INSTRUCTIONS TO FOLLOW: Search the listing below for the string "React" and show each line that contains it.

GIVEN MATERIAL:
--------

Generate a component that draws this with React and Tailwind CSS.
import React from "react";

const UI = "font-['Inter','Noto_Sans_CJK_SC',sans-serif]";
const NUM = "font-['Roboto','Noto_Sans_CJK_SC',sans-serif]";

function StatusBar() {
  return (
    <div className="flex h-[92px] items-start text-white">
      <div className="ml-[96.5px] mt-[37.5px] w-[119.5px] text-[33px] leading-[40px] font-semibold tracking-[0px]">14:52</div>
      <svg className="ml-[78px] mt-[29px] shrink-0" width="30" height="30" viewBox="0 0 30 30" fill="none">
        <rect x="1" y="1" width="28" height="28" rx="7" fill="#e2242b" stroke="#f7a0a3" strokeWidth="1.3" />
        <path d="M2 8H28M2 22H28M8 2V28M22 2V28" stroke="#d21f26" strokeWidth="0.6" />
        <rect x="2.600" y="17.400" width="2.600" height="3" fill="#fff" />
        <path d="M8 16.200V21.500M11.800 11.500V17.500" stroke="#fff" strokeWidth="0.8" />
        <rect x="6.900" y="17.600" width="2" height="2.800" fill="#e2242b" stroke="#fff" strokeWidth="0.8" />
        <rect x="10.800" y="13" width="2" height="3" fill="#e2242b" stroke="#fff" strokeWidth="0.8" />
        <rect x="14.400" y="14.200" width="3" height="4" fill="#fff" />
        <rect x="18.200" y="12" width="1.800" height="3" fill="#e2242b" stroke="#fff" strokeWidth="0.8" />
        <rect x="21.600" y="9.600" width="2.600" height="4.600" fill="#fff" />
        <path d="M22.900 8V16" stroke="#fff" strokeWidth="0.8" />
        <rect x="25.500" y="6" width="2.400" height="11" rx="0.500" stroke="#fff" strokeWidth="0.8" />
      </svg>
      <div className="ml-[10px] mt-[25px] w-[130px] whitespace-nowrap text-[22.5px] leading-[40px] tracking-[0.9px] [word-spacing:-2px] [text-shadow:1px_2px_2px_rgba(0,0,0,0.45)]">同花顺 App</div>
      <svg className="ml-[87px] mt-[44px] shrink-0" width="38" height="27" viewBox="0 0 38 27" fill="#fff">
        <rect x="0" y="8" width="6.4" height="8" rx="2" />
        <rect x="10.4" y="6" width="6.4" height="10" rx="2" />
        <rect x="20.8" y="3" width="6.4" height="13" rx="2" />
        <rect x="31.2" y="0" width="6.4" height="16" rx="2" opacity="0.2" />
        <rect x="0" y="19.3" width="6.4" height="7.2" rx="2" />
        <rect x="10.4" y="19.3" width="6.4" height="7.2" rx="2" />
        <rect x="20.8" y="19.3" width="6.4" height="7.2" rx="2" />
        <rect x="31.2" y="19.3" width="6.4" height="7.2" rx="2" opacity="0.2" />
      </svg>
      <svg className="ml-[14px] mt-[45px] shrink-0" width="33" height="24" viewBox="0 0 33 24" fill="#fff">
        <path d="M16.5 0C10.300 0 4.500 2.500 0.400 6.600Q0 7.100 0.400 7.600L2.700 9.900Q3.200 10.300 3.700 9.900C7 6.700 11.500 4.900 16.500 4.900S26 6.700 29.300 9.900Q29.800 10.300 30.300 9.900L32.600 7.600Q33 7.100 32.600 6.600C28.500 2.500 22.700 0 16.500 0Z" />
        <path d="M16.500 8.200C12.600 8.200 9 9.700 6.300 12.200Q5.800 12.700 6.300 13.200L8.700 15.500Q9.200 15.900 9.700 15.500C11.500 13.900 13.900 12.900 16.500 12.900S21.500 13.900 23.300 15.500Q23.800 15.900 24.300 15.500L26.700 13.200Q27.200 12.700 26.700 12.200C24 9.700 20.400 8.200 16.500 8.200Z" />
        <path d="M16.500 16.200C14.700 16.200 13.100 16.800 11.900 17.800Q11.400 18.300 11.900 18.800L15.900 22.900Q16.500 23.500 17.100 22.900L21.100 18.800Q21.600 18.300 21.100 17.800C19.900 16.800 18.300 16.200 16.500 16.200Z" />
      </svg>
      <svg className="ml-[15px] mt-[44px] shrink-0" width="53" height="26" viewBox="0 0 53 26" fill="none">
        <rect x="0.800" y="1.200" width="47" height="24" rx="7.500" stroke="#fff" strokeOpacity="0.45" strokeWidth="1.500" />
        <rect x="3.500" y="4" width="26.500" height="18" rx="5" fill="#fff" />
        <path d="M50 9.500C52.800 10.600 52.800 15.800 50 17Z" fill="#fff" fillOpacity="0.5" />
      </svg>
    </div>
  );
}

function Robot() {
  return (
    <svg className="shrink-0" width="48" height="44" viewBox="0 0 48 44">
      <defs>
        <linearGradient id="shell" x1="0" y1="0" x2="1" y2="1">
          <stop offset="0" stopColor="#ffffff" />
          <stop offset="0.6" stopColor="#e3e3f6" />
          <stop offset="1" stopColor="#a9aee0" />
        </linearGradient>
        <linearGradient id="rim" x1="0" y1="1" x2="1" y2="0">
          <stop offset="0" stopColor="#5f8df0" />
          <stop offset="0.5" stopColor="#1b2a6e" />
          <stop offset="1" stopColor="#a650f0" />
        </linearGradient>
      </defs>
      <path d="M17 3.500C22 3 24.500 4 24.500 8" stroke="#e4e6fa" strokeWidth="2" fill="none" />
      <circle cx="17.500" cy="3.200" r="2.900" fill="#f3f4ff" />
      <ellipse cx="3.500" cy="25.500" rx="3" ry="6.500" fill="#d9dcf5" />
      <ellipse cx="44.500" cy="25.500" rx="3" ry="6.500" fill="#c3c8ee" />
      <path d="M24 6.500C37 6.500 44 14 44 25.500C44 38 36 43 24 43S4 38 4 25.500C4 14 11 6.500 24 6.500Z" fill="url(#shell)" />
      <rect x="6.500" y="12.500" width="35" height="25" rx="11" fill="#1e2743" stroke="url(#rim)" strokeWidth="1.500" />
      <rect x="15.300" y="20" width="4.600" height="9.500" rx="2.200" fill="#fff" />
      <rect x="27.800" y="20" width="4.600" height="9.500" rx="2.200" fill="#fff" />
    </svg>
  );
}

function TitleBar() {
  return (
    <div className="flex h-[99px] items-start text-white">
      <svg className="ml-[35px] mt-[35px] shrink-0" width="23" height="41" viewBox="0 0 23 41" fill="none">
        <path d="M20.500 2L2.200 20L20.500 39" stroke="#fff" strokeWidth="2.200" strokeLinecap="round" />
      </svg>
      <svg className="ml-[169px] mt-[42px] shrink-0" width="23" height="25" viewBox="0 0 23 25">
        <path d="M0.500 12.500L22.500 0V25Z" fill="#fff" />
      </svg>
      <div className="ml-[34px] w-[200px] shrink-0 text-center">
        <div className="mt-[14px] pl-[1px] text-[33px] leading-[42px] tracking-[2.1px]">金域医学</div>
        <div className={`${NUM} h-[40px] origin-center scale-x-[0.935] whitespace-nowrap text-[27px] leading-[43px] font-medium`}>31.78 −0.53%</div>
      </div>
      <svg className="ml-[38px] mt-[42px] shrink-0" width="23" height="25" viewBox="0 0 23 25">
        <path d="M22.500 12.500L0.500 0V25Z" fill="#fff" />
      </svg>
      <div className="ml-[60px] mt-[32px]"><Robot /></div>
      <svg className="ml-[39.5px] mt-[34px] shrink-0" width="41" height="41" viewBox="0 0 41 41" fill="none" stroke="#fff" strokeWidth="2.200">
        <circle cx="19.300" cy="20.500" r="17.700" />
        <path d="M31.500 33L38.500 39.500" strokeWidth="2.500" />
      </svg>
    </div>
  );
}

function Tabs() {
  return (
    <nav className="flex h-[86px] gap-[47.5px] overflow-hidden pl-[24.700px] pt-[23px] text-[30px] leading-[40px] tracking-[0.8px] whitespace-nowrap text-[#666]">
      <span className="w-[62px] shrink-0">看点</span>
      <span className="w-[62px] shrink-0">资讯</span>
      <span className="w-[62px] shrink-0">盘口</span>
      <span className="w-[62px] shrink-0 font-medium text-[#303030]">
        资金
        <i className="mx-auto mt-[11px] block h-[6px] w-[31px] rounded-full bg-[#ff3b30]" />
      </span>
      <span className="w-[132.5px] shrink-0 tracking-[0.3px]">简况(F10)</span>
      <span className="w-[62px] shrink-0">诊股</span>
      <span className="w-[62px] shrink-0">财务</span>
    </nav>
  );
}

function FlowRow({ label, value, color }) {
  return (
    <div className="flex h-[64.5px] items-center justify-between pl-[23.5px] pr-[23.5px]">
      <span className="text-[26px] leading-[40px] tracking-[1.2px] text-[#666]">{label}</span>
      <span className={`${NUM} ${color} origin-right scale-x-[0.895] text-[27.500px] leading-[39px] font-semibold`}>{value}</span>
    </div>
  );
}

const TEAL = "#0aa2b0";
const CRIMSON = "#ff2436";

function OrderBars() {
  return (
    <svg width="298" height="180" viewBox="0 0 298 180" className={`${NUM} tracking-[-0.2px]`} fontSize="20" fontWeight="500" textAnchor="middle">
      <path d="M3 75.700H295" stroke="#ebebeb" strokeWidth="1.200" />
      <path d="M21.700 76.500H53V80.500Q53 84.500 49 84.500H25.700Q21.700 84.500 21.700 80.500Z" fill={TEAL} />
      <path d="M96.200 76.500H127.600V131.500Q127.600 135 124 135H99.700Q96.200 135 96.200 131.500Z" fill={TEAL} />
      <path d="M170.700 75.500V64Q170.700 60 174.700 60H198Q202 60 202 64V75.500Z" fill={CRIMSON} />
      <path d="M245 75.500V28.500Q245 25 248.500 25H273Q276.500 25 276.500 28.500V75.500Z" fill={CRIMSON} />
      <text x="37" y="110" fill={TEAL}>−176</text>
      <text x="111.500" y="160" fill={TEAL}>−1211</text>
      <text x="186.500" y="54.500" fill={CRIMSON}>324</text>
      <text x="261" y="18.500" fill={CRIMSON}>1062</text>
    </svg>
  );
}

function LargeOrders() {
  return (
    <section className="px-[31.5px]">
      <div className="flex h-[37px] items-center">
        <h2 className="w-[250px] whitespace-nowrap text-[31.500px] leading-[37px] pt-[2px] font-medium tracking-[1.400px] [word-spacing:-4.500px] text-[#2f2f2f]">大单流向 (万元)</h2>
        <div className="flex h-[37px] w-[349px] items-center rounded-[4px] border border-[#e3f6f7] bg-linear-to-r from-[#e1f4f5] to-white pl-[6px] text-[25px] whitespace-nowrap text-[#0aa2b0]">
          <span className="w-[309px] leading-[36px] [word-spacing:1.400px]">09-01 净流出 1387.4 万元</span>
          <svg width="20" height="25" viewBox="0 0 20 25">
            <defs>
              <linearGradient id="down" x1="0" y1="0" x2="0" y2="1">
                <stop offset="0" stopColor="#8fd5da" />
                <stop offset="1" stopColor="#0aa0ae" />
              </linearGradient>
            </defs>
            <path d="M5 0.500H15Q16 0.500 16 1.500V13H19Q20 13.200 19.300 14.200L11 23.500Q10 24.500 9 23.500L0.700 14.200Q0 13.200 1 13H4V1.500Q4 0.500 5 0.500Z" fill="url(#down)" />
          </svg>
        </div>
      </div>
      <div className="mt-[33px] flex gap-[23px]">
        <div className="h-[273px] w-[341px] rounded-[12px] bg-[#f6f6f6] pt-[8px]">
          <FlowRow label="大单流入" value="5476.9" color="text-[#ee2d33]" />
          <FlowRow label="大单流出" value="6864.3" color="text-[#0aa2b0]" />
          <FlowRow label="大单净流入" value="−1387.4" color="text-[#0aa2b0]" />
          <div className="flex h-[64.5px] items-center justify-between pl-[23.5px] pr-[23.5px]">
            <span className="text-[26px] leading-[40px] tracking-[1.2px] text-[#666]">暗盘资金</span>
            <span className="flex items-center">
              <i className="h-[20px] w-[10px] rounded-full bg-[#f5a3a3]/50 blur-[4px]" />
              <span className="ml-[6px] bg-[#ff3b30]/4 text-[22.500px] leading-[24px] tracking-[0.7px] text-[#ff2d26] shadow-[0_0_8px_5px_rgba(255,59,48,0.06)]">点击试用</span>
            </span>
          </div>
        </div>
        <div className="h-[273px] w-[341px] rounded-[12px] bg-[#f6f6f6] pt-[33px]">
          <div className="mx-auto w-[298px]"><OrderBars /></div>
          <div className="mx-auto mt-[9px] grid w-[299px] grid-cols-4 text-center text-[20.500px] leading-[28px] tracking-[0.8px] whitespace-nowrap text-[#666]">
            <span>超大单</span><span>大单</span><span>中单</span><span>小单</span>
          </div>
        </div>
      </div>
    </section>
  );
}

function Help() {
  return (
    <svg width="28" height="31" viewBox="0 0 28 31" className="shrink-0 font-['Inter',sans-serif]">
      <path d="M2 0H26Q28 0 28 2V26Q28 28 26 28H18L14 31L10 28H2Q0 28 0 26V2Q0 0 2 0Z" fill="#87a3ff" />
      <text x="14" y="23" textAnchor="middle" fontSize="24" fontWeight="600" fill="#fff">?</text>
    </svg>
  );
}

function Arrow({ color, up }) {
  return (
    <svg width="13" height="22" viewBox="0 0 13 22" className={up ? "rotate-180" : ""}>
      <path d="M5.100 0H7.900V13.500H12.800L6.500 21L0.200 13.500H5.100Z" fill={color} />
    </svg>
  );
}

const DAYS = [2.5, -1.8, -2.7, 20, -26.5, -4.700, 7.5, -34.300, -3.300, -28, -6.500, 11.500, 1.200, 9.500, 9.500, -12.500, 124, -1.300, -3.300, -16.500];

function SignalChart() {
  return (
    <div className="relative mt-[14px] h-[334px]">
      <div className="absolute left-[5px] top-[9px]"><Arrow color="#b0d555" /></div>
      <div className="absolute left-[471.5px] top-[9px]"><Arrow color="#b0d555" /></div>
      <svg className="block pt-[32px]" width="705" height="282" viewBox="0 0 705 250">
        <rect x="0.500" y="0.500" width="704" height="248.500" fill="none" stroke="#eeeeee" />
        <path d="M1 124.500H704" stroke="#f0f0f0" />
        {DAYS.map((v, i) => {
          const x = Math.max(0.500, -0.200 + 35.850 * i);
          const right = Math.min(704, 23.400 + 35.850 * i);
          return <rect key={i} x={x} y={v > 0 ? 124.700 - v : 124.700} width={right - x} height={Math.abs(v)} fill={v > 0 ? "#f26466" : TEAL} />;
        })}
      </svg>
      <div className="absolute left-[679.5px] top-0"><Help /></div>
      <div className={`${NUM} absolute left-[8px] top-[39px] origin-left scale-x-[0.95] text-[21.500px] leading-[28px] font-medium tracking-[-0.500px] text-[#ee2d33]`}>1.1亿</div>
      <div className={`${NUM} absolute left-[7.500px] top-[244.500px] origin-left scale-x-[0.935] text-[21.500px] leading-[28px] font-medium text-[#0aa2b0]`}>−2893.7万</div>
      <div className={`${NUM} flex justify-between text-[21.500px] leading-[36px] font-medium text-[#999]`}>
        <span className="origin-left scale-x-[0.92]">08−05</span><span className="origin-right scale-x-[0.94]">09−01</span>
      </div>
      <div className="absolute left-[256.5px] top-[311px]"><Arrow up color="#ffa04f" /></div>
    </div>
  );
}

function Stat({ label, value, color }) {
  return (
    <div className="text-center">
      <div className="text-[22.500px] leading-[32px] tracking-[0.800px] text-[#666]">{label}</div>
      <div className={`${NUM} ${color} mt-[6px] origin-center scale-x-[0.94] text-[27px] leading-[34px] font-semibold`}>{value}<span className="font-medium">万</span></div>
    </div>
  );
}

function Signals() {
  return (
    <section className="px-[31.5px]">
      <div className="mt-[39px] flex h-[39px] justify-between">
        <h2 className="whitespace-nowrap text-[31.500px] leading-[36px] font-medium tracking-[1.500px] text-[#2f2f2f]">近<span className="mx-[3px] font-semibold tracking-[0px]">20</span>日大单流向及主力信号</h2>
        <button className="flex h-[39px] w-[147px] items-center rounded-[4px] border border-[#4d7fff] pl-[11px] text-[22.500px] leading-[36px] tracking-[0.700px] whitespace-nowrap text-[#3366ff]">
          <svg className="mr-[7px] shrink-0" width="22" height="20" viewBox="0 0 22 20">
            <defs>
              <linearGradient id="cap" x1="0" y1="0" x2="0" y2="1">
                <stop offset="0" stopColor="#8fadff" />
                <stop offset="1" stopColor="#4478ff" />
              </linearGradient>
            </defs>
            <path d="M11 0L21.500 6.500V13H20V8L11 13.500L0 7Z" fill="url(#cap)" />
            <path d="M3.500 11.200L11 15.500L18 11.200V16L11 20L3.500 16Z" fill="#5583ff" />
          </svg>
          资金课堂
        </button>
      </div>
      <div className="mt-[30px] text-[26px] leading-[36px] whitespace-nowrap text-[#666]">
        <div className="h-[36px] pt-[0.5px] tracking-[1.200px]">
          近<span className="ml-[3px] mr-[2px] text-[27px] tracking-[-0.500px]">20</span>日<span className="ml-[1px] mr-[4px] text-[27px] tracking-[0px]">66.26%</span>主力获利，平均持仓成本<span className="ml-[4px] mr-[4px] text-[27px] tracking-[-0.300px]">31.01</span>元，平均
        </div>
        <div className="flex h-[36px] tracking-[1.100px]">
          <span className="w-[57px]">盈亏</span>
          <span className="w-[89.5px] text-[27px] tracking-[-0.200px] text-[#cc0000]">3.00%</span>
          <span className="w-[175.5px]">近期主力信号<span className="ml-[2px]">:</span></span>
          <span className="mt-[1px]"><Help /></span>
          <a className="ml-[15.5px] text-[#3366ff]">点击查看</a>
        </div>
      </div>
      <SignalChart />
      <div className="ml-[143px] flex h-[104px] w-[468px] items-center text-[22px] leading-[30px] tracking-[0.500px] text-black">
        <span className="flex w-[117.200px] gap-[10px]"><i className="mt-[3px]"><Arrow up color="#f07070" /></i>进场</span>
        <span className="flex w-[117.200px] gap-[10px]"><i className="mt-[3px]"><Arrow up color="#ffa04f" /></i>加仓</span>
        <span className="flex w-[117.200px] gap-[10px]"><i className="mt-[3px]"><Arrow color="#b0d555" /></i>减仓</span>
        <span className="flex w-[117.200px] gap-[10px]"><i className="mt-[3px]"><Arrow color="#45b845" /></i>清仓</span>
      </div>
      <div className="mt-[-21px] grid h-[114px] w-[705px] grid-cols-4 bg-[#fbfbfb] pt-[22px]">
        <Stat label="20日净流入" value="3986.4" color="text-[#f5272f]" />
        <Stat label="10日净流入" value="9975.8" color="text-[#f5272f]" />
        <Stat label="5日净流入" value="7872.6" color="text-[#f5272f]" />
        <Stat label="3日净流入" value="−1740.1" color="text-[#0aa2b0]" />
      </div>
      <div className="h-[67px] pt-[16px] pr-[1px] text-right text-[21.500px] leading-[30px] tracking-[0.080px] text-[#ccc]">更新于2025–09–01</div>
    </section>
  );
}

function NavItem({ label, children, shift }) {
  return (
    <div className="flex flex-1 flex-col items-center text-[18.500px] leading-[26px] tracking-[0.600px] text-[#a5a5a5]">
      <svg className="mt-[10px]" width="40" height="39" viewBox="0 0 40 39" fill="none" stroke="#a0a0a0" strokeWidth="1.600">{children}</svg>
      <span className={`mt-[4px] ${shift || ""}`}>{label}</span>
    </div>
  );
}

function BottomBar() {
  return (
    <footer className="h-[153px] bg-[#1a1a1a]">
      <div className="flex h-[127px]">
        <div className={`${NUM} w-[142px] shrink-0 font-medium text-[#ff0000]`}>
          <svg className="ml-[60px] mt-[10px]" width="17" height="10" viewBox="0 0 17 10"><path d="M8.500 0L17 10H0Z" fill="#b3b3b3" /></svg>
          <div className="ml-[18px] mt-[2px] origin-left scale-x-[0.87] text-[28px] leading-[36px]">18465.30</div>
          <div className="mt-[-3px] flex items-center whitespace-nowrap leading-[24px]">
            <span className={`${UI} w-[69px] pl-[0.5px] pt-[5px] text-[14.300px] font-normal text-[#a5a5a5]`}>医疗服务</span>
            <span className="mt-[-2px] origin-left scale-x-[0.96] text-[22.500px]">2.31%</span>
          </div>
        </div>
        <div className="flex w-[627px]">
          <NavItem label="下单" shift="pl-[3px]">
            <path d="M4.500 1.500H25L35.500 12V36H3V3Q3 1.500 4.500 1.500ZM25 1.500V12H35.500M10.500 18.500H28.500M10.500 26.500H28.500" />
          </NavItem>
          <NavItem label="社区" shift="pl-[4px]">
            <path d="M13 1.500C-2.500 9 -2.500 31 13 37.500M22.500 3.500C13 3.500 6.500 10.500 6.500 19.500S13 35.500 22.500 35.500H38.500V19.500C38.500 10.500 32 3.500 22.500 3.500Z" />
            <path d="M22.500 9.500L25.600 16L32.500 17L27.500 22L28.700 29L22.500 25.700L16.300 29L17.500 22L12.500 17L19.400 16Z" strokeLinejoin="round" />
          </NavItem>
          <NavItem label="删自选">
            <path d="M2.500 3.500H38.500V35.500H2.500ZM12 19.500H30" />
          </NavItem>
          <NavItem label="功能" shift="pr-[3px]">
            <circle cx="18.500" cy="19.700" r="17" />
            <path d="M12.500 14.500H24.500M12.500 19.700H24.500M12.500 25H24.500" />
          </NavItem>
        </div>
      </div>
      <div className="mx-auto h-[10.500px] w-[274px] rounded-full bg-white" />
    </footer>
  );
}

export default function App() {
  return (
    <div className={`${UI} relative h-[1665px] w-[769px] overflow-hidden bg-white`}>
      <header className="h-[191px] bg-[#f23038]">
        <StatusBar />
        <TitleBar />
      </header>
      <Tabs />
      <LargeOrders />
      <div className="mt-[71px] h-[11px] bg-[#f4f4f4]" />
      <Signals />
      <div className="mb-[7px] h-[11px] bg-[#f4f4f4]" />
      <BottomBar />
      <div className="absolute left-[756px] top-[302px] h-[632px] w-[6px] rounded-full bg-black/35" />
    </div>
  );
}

--------

SOLUTION TO THIS PROBLEM:
Generate a component that draws this with React and Tailwind CSS.
import React from "react";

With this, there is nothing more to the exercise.